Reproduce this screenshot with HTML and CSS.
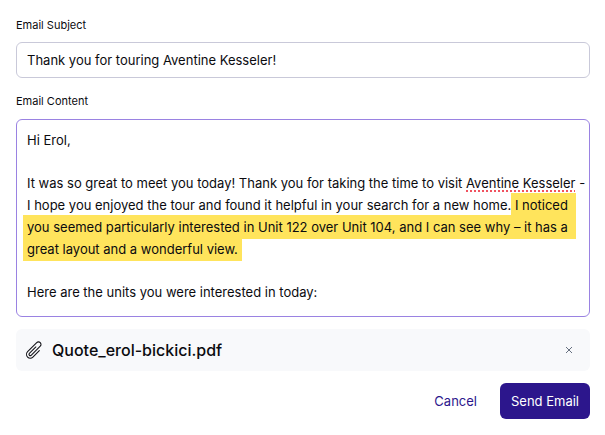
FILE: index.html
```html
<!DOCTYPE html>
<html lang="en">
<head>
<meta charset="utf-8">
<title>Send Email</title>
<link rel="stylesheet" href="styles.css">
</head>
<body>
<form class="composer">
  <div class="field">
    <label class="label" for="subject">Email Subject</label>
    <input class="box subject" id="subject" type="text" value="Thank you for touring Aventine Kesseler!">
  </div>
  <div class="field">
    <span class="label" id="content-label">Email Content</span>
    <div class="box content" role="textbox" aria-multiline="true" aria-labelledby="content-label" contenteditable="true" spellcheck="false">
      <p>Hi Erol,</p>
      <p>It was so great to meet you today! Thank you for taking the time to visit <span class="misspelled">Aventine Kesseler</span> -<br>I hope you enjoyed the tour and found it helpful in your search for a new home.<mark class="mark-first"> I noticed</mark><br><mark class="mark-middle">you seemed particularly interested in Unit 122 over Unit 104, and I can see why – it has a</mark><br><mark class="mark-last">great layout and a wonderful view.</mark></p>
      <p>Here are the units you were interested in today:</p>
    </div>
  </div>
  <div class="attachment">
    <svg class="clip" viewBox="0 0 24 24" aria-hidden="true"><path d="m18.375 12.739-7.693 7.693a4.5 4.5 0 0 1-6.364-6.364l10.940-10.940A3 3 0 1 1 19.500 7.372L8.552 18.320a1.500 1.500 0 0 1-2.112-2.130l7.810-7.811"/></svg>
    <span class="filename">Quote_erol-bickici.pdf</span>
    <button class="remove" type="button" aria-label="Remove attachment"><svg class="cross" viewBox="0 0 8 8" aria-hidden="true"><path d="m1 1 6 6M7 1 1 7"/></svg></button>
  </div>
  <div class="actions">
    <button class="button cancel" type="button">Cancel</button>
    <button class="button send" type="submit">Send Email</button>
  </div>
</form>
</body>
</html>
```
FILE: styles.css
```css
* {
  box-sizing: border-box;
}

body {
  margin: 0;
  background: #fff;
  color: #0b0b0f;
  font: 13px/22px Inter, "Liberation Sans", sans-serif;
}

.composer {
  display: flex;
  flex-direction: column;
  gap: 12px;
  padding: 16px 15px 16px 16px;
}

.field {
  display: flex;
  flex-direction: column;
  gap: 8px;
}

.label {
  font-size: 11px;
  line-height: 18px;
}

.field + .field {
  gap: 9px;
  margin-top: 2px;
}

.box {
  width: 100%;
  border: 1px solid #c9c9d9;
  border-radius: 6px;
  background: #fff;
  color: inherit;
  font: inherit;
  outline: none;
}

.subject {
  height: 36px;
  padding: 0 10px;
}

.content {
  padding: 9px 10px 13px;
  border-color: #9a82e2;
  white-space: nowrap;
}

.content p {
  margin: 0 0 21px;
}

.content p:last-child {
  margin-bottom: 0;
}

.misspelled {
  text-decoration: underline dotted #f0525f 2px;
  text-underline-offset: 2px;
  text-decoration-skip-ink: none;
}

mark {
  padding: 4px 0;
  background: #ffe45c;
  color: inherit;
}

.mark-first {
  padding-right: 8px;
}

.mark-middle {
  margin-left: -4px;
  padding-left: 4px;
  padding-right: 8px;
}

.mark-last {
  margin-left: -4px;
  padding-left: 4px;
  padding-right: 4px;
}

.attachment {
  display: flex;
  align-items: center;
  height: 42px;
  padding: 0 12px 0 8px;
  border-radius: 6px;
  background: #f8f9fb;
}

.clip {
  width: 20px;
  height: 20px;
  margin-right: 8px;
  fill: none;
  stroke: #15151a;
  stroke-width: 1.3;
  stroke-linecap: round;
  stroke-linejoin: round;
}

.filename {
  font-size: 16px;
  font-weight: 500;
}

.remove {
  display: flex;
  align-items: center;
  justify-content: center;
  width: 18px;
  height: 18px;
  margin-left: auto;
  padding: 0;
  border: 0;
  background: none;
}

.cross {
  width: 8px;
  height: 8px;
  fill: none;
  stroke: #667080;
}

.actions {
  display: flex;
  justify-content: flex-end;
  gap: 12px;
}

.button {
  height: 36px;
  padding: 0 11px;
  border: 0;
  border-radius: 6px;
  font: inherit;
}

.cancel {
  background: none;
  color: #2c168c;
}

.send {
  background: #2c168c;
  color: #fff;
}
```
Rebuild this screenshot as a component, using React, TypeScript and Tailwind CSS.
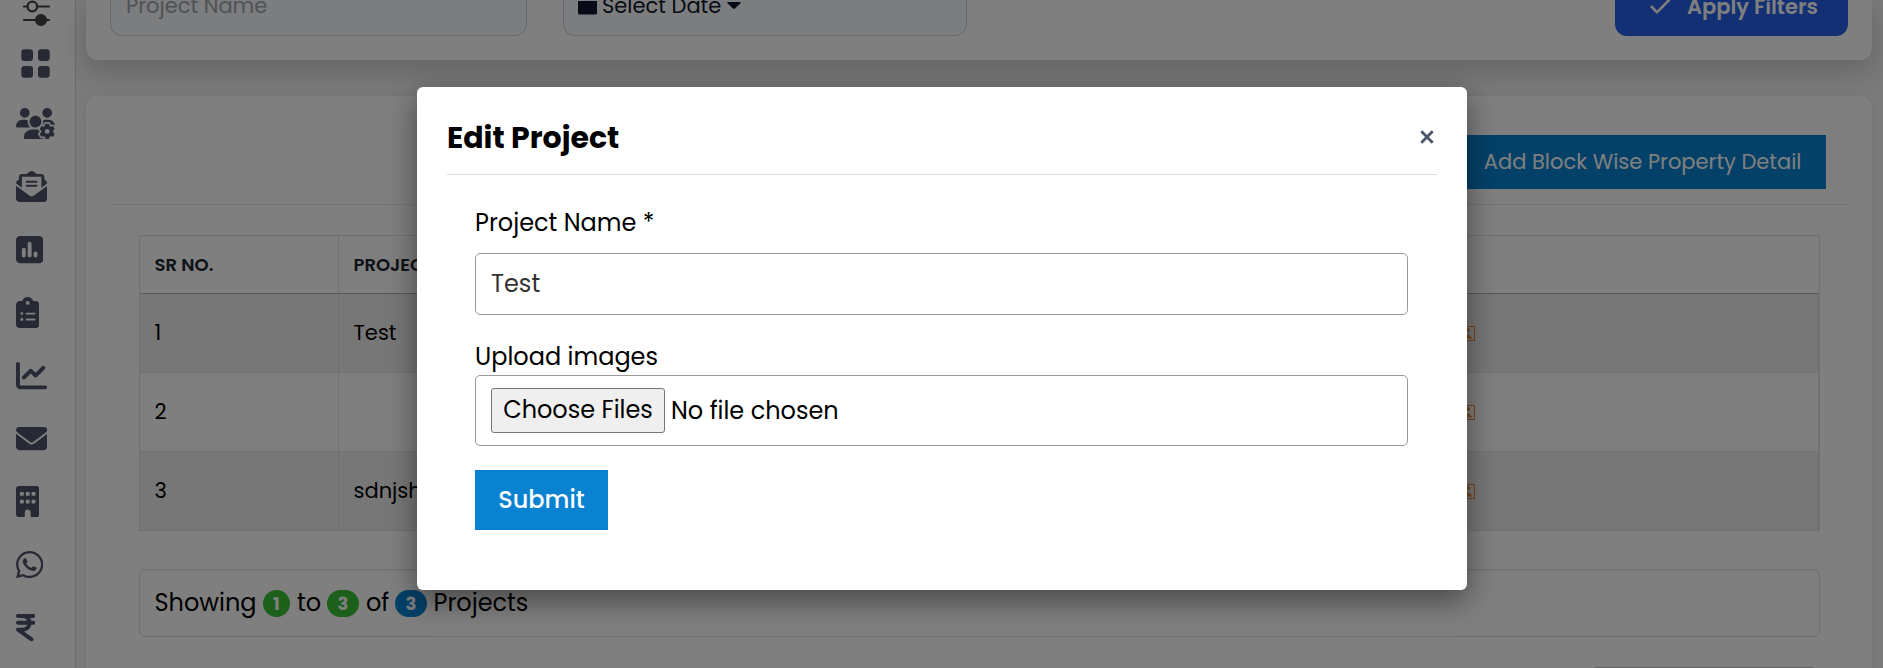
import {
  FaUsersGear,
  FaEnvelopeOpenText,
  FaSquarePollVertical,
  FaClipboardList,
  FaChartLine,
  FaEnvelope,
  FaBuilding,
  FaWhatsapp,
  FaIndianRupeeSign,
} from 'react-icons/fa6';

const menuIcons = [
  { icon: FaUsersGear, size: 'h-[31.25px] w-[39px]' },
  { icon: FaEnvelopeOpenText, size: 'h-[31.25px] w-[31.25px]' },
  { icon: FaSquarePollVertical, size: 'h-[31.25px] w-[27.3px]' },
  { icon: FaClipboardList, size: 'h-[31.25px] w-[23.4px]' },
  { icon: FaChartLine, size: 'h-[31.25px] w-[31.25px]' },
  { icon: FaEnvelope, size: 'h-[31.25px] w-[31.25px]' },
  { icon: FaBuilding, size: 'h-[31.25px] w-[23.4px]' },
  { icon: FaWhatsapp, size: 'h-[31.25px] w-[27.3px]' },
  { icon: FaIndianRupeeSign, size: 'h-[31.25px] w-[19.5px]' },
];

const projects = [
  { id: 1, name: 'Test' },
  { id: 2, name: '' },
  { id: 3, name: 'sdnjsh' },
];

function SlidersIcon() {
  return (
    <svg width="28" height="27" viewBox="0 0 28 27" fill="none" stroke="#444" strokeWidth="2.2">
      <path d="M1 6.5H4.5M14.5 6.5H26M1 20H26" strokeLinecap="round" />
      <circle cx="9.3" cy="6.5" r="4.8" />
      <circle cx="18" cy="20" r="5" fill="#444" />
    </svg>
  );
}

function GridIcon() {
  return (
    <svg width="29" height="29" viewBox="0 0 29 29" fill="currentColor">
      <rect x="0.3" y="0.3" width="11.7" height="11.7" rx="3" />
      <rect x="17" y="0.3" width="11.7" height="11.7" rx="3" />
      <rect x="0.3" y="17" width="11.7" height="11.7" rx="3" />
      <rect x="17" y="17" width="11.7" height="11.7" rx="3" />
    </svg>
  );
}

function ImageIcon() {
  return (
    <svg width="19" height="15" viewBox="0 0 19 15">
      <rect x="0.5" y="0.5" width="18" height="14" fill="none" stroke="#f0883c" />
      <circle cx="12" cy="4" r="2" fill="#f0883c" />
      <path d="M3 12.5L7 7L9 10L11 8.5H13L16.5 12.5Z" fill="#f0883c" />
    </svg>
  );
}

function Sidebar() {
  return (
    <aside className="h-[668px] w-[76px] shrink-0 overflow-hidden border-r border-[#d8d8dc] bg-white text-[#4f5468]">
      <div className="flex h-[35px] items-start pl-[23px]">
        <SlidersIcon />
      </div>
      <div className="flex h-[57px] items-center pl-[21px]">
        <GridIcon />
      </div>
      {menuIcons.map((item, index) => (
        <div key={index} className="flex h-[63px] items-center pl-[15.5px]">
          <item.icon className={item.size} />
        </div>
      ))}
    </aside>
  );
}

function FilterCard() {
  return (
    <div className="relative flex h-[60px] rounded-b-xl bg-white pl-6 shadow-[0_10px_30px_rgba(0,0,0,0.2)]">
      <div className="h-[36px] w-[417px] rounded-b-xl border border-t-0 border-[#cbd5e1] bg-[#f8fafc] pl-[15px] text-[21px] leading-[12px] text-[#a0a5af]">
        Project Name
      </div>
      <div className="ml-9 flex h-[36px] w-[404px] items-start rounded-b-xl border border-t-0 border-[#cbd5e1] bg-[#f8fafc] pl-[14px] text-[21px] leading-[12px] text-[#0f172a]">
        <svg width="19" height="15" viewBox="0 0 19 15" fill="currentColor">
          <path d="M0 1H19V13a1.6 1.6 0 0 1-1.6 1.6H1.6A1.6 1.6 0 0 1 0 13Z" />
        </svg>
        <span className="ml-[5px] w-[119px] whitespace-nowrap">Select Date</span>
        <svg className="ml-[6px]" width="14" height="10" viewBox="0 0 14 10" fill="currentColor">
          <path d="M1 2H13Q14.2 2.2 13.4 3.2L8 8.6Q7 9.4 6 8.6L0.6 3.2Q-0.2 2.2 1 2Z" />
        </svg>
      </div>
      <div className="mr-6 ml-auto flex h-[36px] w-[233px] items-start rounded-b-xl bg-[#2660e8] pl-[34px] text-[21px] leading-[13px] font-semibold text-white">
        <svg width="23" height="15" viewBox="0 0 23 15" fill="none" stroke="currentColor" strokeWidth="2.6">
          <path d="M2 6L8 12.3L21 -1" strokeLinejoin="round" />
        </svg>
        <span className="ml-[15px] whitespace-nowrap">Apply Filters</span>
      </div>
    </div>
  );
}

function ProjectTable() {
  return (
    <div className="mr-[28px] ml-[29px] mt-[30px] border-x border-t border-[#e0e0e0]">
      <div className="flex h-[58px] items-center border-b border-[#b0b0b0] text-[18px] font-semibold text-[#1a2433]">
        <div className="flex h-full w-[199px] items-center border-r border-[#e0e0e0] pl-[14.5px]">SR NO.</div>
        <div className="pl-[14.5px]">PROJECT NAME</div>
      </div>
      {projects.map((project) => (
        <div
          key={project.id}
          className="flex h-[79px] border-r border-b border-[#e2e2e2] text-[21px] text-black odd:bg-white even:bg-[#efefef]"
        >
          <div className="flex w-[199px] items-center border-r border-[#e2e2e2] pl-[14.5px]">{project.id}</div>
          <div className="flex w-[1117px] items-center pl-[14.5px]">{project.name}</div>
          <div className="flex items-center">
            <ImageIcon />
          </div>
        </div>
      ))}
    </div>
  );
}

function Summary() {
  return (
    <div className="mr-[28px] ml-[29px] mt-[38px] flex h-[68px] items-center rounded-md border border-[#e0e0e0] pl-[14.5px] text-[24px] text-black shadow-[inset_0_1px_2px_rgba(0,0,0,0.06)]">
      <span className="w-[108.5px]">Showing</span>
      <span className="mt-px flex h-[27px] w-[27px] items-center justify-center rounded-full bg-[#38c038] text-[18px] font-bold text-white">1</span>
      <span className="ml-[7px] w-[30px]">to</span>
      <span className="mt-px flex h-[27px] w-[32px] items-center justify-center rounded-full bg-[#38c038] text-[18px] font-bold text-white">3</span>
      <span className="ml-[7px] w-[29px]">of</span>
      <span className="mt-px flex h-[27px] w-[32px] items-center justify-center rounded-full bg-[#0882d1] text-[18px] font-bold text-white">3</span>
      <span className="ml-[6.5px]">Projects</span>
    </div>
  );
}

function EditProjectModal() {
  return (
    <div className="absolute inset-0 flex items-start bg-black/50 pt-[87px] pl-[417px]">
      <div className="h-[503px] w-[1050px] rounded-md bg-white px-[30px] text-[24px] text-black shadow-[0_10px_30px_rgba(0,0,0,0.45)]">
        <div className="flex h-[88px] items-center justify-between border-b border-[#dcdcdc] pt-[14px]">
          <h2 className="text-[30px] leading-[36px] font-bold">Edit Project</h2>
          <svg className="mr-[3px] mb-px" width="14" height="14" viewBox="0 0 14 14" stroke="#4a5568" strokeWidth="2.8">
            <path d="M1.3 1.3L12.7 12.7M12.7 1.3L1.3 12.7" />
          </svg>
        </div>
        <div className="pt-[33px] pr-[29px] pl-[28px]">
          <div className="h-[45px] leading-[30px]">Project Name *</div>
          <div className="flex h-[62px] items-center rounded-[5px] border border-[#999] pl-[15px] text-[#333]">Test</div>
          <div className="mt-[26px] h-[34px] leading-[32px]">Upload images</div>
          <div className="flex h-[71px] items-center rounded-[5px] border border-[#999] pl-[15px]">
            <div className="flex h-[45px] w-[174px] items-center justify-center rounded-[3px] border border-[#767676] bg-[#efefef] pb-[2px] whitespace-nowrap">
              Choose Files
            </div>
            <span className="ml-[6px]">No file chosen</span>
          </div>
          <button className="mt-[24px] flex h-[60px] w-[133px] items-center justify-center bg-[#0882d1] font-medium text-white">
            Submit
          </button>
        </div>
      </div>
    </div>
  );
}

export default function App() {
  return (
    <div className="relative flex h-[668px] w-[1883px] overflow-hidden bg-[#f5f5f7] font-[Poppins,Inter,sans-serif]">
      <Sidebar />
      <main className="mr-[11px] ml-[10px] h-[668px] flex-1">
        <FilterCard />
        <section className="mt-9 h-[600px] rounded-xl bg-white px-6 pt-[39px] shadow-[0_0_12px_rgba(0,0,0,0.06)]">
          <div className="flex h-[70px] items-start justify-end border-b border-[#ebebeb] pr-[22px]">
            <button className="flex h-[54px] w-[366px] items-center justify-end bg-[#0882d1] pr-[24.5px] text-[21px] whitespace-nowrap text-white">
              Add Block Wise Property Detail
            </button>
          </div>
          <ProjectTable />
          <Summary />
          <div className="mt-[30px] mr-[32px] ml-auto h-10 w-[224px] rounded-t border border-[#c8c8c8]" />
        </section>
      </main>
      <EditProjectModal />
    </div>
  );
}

+---+

Stated exercise -> From the listing above, pick out each line where the word "this" appears.

Exercise response ->
Reproduce this screenshot with HTML and CSS.
Rebuild this screenshot as a component, using React, TypeScript and Tailwind CSS.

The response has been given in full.